# LeetCode5. Longest Palindromic Substring（动态规划）

## LeetCode5. Longest Palindromic Substring（动态规划）

• Medium
• Accepted：522,460
• Submissions：1,936,088

Given a string s, find the longest palindromic substring in s.
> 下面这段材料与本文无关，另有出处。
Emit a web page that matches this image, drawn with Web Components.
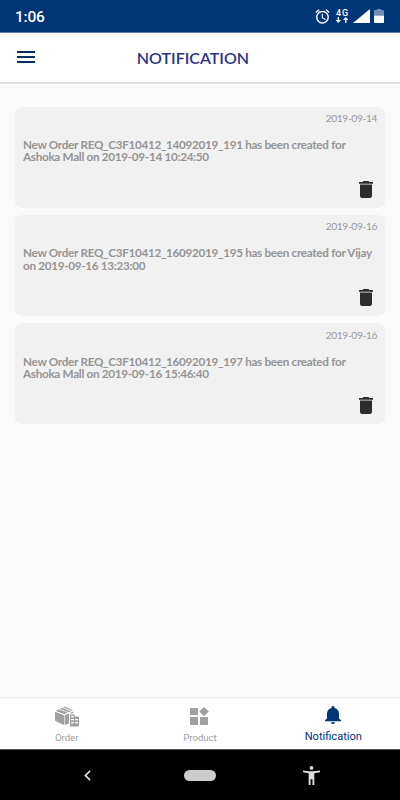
<!DOCTYPE html>
<html lang="en">
<head>
<meta charset="utf-8">
<meta name="viewport" content="width=device-width, initial-scale=1">
<title>Notification</title>
<style>
  html, body { margin: 0; height: 100%; }
  body { background: #fafafa; font-family: Lato, "Liberation Sans", sans-serif; overflow: hidden; }
</style>
</head>
<body>
<app-screen>
  <status-bar slot="top" time="1:06"></status-bar>
  <app-header slot="top">NOTIFICATION</app-header>

  <notice-card date="2019-09-14">New Order REQ_C3F10412_14092019_191 has been created for Ashoka Mall on 2019-09-14 10:24:50</notice-card>
  <notice-card date="2019-09-16">New Order REQ_C3F10412_16092019_195 has been created for Vijay on 2019-09-16 13:23:00</notice-card>
  <notice-card date="2019-09-16">New Order REQ_C3F10412_16092019_197 has been created for Ashoka Mall on 2019-09-16 15:46:40</notice-card>

  <tab-bar slot="bottom">
    <tab-item icon="order">Order</tab-item>
    <tab-item icon="product">Product</tab-item>
    <tab-item icon="bell" active>Notification</tab-item>
  </tab-bar>
  <system-nav slot="bottom"></system-nav>
</app-screen>

<script>
(function () {
  // name -> [width, height, viewBox, markup]
  const ICONS = {
    alarm: [15, 15, '1.5 1.5 21 21', '<path fill="currentColor" d="M22 5.72l-4.6-3.86-1.29 1.53 4.6 3.86L22 5.72zM7.88 3.39L6.6 1.86 2 5.71l1.29 1.53 4.59-3.85zM12.5 8H11v6l4.75 2.85.75-1.23-4-2.37V8zM12 4c-4.97 0-9 4.03-9 9s4.02 9 9 9a9 9 0 0 0 0-18zm0 16c-3.87 0-7-3.13-7-7s3.13-7 7-7 7 3.13 7 7-3.13 7-7 7z"/>'],
    updown: [14, 6, '0 0 14 6', '<path fill="currentColor" d="M2.6 0h1.4v3h2l-2.7 3L.6 3h2zM10 6h1.4V3h2l-2.7-3L8 3h2z"/>'],
    signal: [17, 14, '0 0 17 14', '<path fill="currentColor" d="M17 0v14H0z"/>'],
    battery: [10, 14, '0 0 10 14', '<path fill="#6f8fb5" d="M3 0h4v1h2q1 0 1 1v4.5H0V2q0-1 1-1h2z"/><path fill="currentColor" d="M0 6.5h10V13q0 1-1 1H1q-1 0-1-1z"/>'],
    menu: [18, 12, '0 0 18 12', '<path fill="currentColor" d="M0 0h18v2H0zM0 5h18v2H0zM0 10h18v2H0z"/>'],
    trash: [14, 17, '5 3 14 18', '<path fill="currentColor" d="M6 19c0 1.1.9 2 2 2h8c1.1 0 2-.9 2-2V6.6H6V19zM19 4h-3.5l-1-1h-5l-1 1H5v2h14V4z"/>'],
    order: [24, 21, '0 0 24 21', '<g fill="currentColor"><path d="M0 5.8l9 3.4v9.9L.9 15.3Q0 15 0 14.1z"/><path d="M9.6 9.2l8.8-3.6v2H14v10l-4.4 1.5z"/><path d="M.8 4.9L3.9 3.2l8.7 3.4-3.1 1.7zM4.8 2.7l2.1-1 8.8 3.5-2.2 1zM7.9 1.2L9.8.4l8 3.8-1.2.6z"/><path fill-rule="evenodd" d="M15 8.5h4.8v2H24v10h-9zM16 10v1.2h3V10zm0 3v1.2h3V13zm4.2 0v1.2H23V13zM16 16v1.2h3V16zm4.2 0v1.2H23V16z"/></g>'],
    product: [19, 18, '0 0 19 18', '<path fill="currentColor" d="M0 1h8v7H0zM0 10h8v8H0zM10 10h8v8h-8zM14 0l4.9 4.6-4.9 4.7-4.8-4.7z"/>'],
    bell: [16, 18, '4 2.5 16 19.5', '<path fill="currentColor" d="M12 22c1.1 0 2-.9 2-2h-4a2 2 0 0 0 2 2zm6-6v-5c0-3.07-1.64-5.64-4.5-6.32V4a1.5 1.5 0 0 0-3 0v.68C7.63 5.36 6 7.92 6 11v5l-2 2v1h16v-1l-2-2z"/>'],
    back: [7, 11, '0 0 7 11', '<path fill="none" stroke="currentColor" stroke-width="1.7" d="M6.1.8L1.4 5.5l4.7 4.7"/>'],
    person: [17, 19, '3 2 18 20', '<path fill="currentColor" d="M12 2a2 2 0 1 1 0 4 2 2 0 0 1 0-4zm9 6.6l-6 .9V22h-2v-6h-2v6H9V9.5l-6-.9V6.8l6.2.7h5.6l6.2-.7z"/>'],
  };

  function icon(name) {
    const [w, h, box, body] = ICONS[name];
    return `<svg width="${w}" height="${h}" viewBox="${box}" preserveAspectRatio="none" aria-hidden="true">${body}</svg>`;
  }

  const BASE = '*{ box-sizing:border-box; } svg{ display:block; flex:none; }';

  class AppScreen extends HTMLElement {
    connectedCallback() {
      this.attachShadow({ mode: 'open' }).innerHTML = `
        <style>
          ${BASE}
          :host{ display:flex; flex-direction:column; height:800px; }
          main{ flex:1; min-height:0; display:flex; flex-direction:column; gap:7.4px; padding:22.5px 15px 0; }
        </style>
        <slot name="top"></slot>
        <main><slot></slot></main>
        <slot name="bottom"></slot>`;
    }
  }

  class StatusBar extends HTMLElement {
    connectedCallback() {
      this.attachShadow({ mode: 'open' }).innerHTML = `
        <style>
          ${BASE}
          :host{ display:flex; align-items:center; justify-content:space-between; height:33px; flex:none;
            padding:0 16px 0 15px; box-sizing:border-box; background:#003678; border-bottom:1px solid #5f7fa8; color:#fff;
            font-family:Roboto, sans-serif; }
          time{ font-size:15.5px; font-weight:500; line-height:18px; padding-top:2px; letter-spacing:-.2px; }
          .tray{ display:flex; align-items:center; height:16px; }
          .net{ display:flex; flex-direction:column; align-items:center; width:14px; margin:0 4px 0 5px; }
          .net span{ font-size:9px; font-weight:500; line-height:8px; letter-spacing:.8px; margin-right:-.8px; }
          .batt{ margin-left:4px; }
        </style>
        <time>${this.getAttribute('time')}</time>
        <div class="tray">
          ${icon('alarm')}
          <div class="net"><span>4G</span>${icon('updown')}</div>
          ${icon('signal')}
          <div class="batt">${icon('battery')}</div>
        </div>`;
    }
  }

  class AppHeader extends HTMLElement {
    connectedCallback() {
      this.attachShadow({ mode: 'open' }).innerHTML = `
        <style>
          ${BASE}
          :host{ display:grid; grid-template-columns:48px 1fr 62px; align-items:center; height:51px; flex:none;
            box-sizing:border-box; background:#fff; border-bottom:2px solid #e0e0e0; padding-bottom:1px; }
          button{ border:0; padding:0 0 0 17px; background:none; color:#06305f; }
          h1{ margin:0; padding-top:1px; text-align:center; font-size:16px; line-height:20px; font-weight:600; color:#2b3286; }
        </style>
        <button aria-label="Menu">${icon('menu')}</button>
        <h1><slot></slot></h1>`;
    }
  }

  class NoticeCard extends HTMLElement {
    connectedCallback() {
      this.attachShadow({ mode: 'open' }).innerHTML = `
        <style>
          ${BASE}
          :host{ display:flex; flex-direction:column; height:101px; flex:none; padding:5.4px 8px 10px;
            box-sizing:border-box; border-radius:7px; background:#f1f1f1; }
          time{ align-self:flex-end; font-size:10.2px; line-height:13px; letter-spacing:-.35px; color:#999; }
          p{ margin:13px 0 0; font-size:11.7px; line-height:12.5px; font-weight:700; letter-spacing:-.29px; color:#959595; }
          button{ align-self:flex-end; margin:auto 4px 0 0; padding:0; border:0; background:none; color:#2d2d2d; }
        </style>
        <time>${this.getAttribute('date')}</time>
        <p><slot></slot></p>
        <button aria-label="Delete">${icon('trash')}</button>`;
    }
  }

  class TabBar extends HTMLElement {
    connectedCallback() {
      this.attachShadow({ mode: 'open' }).innerHTML = `
        <style>
          :host{ display:grid; grid-template-columns:repeat(3, 1fr); height:52px; flex:none; box-sizing:border-box;
            background:#fff; border-top:2px solid #f1f1f1; font-family:Roboto, sans-serif; }
        </style>
        <slot></slot>`;
    }
  }

  class TabItem extends HTMLElement {
    connectedCallback() {
      this.attachShadow({ mode: 'open' }).innerHTML = `
        <style>
          ${BASE}
          :host{ display:flex; flex-direction:column; align-items:center; padding-top:7px; color:#a0a0a0;
            font-size:9.6px; line-height:12px; }
          :host([active]){ color:#003678; font-size:11.1px; }
          .pic{ height:20px; display:flex; align-items:center; }
          .cap{ margin-top:6px; }
          :host([active]) .pic{ height:18px; }
          :host([active]) .cap{ margin-top:7px; }
        </style>
        <div class="pic">${icon(this.getAttribute('icon'))}</div>
        <div class="cap"><slot></slot></div>`;
    }
  }

  class SystemNav extends HTMLElement {
    connectedCallback() {
      this.attachShadow({ mode: 'open' }).innerHTML = `
        <style>
          ${BASE}
          :host{ display:flex; align-items:center; justify-content:space-between; height:51px; flex:none;
            box-sizing:border-box; padding:0 80px 0 84px; background:#000; border-top:1px solid #555; color:#dcdcdc; }
          .home{ width:32px; height:11px; border-radius:6px; background:#ccc; margin-left:6px; }
        </style>
        ${icon('back')}
        <div class="home"></div>
        ${icon('person')}`;
    }
  }

  customElements.define('app-screen', AppScreen);
  customElements.define('status-bar', StatusBar);
  customElements.define('app-header', AppHeader);
  customElements.define('notice-card', NoticeCard);
  customElements.define('tab-bar', TabBar);
  customElements.define('tab-item', TabItem);
  customElements.define('system-nav', SystemNav);
})();
</script>
</body>
</html>
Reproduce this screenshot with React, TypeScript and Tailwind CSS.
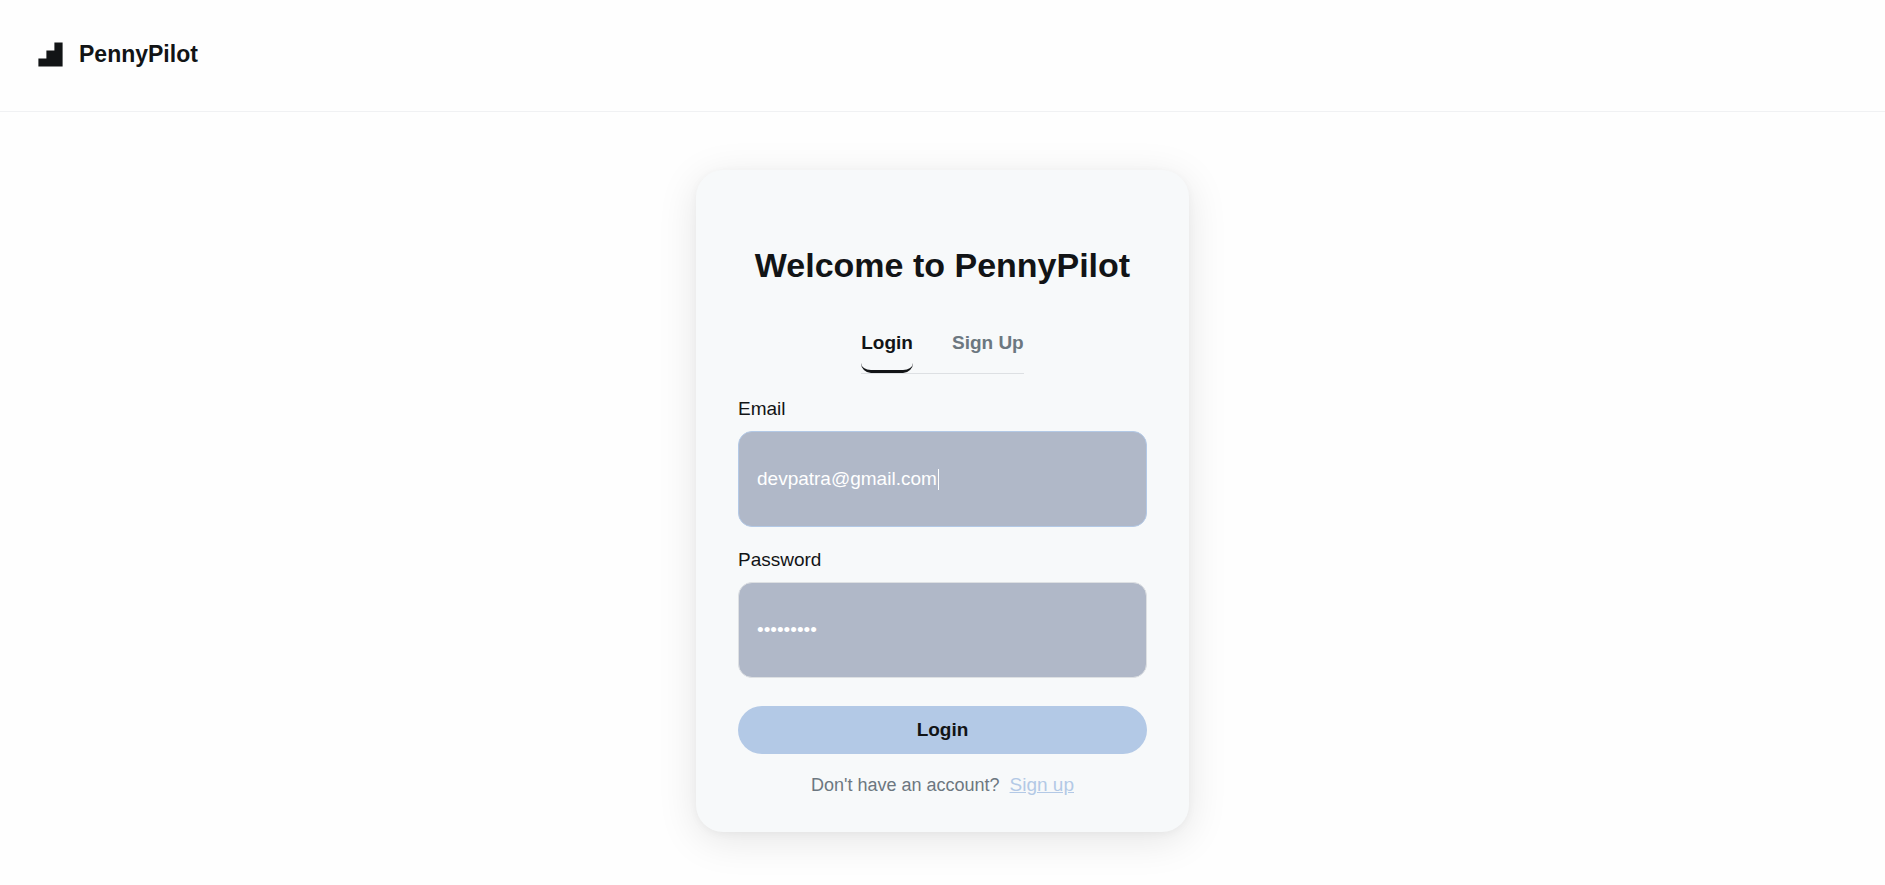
import { useState } from "react";

function Logo() {
  return (
    <svg className="size-[25px]" viewBox="0 0 25 25" aria-hidden="true">
      <path
        d="M16.4 0.4H24.6V24.6H0.4V16.4H8.4V8.4H16.4Z"
        fill="#121416"
      />
    </svg>
  );
}

function Header() {
  return (
    <header className="flex h-28 items-center gap-4 border-b border-[#f0f1f3] px-[38px] pb-[3px]">
      <Logo />
      <span className="text-[23px] leading-7 font-bold">PennyPilot</span>
    </header>
  );
}

export default function App() {
  const [email, setEmail] = useState("devpatra@gmail.com");
  const [password, setPassword] = useState("pilot1234");
  const [touched, setTouched] = useState(false);

  return (
    <div className="min-h-screen bg-[#fefefe] font-['Liberation_Sans',Arial,sans-serif] text-[19px] leading-6 text-[#121416]">
      <Header />
      <main className="flex justify-center px-4 pt-[58px] pb-[53px]">
        <section className="w-full max-w-[493px] rounded-[27px] bg-[#f7f9fa] px-[42px] pt-[75px] pb-[35px] shadow-[0_8px_40px_rgba(0,0,0,0.10),0_2px_8px_rgba(0,0,0,0.04)]">
          <h1 className="text-center text-[34px] leading-10 font-bold">
            Welcome to PennyPilot
          </h1>

          <div className="mt-[46px] flex justify-center">
            <div role="tablist" className="flex gap-[39px] border-b border-[#dde0e3]">
              <button
                type="button"
                role="tab"
                aria-selected="true"
                className="rounded-[10px] border-b-3 border-[#121416] pb-[15px] font-bold"
              >
                Login
              </button>
              <button
                type="button"
                role="tab"
                aria-selected="false"
                className="rounded-[10px] border-b-3 border-transparent pb-[15px] font-bold text-[#6c7780]"
              >
                Sign Up
              </button>
            </div>
          </div>

          <form className="mt-[23px] flex flex-col" onSubmit={(e) => e.preventDefault()}>
            <label htmlFor="email">Email</label>
            <div className="relative mt-[10px] flex items-center">
              <input
                id="email"
                type="email"
                value={email}
                onFocus={() => setTouched(true)}
                onChange={(e) => setEmail(e.target.value)}
                className="h-24 w-full rounded-[14px] border border-[#b3c9e6] bg-[#b0b8c8] px-[18px] text-white caret-white outline-none"
              />
              {!touched && (
                <span
                  aria-hidden="true"
                  className="pointer-events-none absolute left-[200px] h-[21px] w-px bg-white"
                />
              )}
            </div>
            <label htmlFor="password" className="mt-[21px]">
              Password
            </label>
            <input
              id="password"
              type="password"
              value={password}
              onChange={(e) => setPassword(e.target.value)}
              className="mt-[10px] h-24 rounded-[14px] border border-[#dde0e3] bg-[#b0b8c8] px-[18px] text-white caret-white outline-none focus:border-[#b3c9e6]"
            />
            <button
              type="submit"
              className="mt-7 h-12 rounded-full bg-[#b3c9e6] font-bold"
            >
              Login
            </button>
          </form>

          <p className="mt-[19px] flex justify-center gap-[10px] text-[18px] text-[#6c7780]">
            Don't have an account?
            <a href="#signup" className="text-[19px] text-[#b3c9e6] underline">
              Sign up
            </a>
          </p>
        </section>
      </main>
    </div>
  );
}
You may assume that the maximum length of s is 1000.

Example 1:

Input: "babad"
Output: "bab"
Note: "aba" is also a valid answer.

Example 2:

Input: "cbbd"
Output: "bb"

### 链接

https://leetcode.com/problems/longest-palindromic-substring

### 题解

• 一种最暴力的办法是两层循环求子串，一层循环判断是否为回文串，时间复杂度$O(n^3)​$
• 把问题转化一下，求s的最长公共子串等价于求s和s的反转s'的最长公共子串，时间复杂度$O(n^2)​$
• 直接使用动态规划，假设dp[i][j]表示$s_{i, j}​$间的最长回文子串长度，那么我们要求的是dp[0][n-1]，显然，如果s[i] == s[j]：

• j == i + 1时，dp[i][j] = 2;
• j > i + 1时， dp[i][j] = (dp[i + 1][j - 1] == 0) ? 0 : dp[i + 1][j - 1] + 2;，注意这里当dp[i + 1][j - 1]为0时即使s[i] == s[j]，dp[i][j] 依然为0
• 第一层循环i从n-2到0，第二层循环j从i+1到n-1，加两个变量记录位置和长度
• 时间复杂度$O(n^2)​$
• 动态规划的另一种方法，使用dp[i][j]表示$s_{i, j}​$是否为回文子串，当s[i] == s[j]时：

• dp[i][j] = (j - i <= 2) || dp[i+1][j-1]
• 时间复杂度$O(n^2)$
• 还有一种专门的做法是使用马拉车算法，时间复杂度$O(n)$，之前有写过，HDU3036 最长回文（最长回文子串）

### 代码

• Runtime: 232 ms, faster than 21.36% of C++ online submissions for Longest Palindromic Substring.
• Memory Usage: 186.8 MB, less than 12.99% of C++ online submissions for Longest Palindromic Substring.
class Solution {
public:
string longestPalindrome(string s) {
int n = s.length();
if (n == 0 || n == 1)
return s;
string res = "";
vector<vector<int>> dp(n + 1, vector<int>(n + 1, 0));
for (int i = 0; i < n; ++i)
dp[i][i] = 1;
int pos = 0, maxLen = 1;
for (int i = n - 2; i >= 0; --i)
{
for (int j = i + 1; j < n; ++j)
{
if (s[i] == s[j])
{
if (j == i + 1)
dp[i][j] = 2;
if (j > i + 1)
dp[i][j] = (dp[i + 1][j - 1] == 0) ? 0 : dp[i + 1][j - 1] + 2;
if (dp[i][j] > maxLen)
{
maxLen = dp[i][j];
pos = i;
}
}
else
dp[i][j] = 0;
}
}
for (int i = pos; i < pos + maxLen; ++i)
res += s[i];
return res;
}
};
• Runtime: 168 ms, faster than 31.27% of C++ online submissions for Longest Palindromic Substring.
• Memory Usage: 18.8 MB, less than 39.81% of C++ online submissions for Longest Palindromic Substring.
class Solution {
public:
string longestPalindrome(string s) {
int n = s.length();
if (n < 2)
return s;
string res = "";
vector<vector<bool >> dp(n + 1, vector<bool >(n + 1, 0));
for (int i = 0; i < n; ++i)
dp[i][i] = true;
int pos = 0, maxLen = 1;
for (int i =  n - 2; i >= 0; --i)
{
for (int j = i + 1; j < n; ++j)
{
if (s[i] == s[j] && (j - i <= 2 || dp[i + 1][j - 1]))
{
dp[i][j] = true;
if (j - i + 1 > maxLen)
{
maxLen = j - i + 1;
pos = i;
}
}
}
}
for (int i = pos; i < pos + maxLen; ++i)
res += s[i];
return res;
}
};

The end.
2019年4月15日 星期一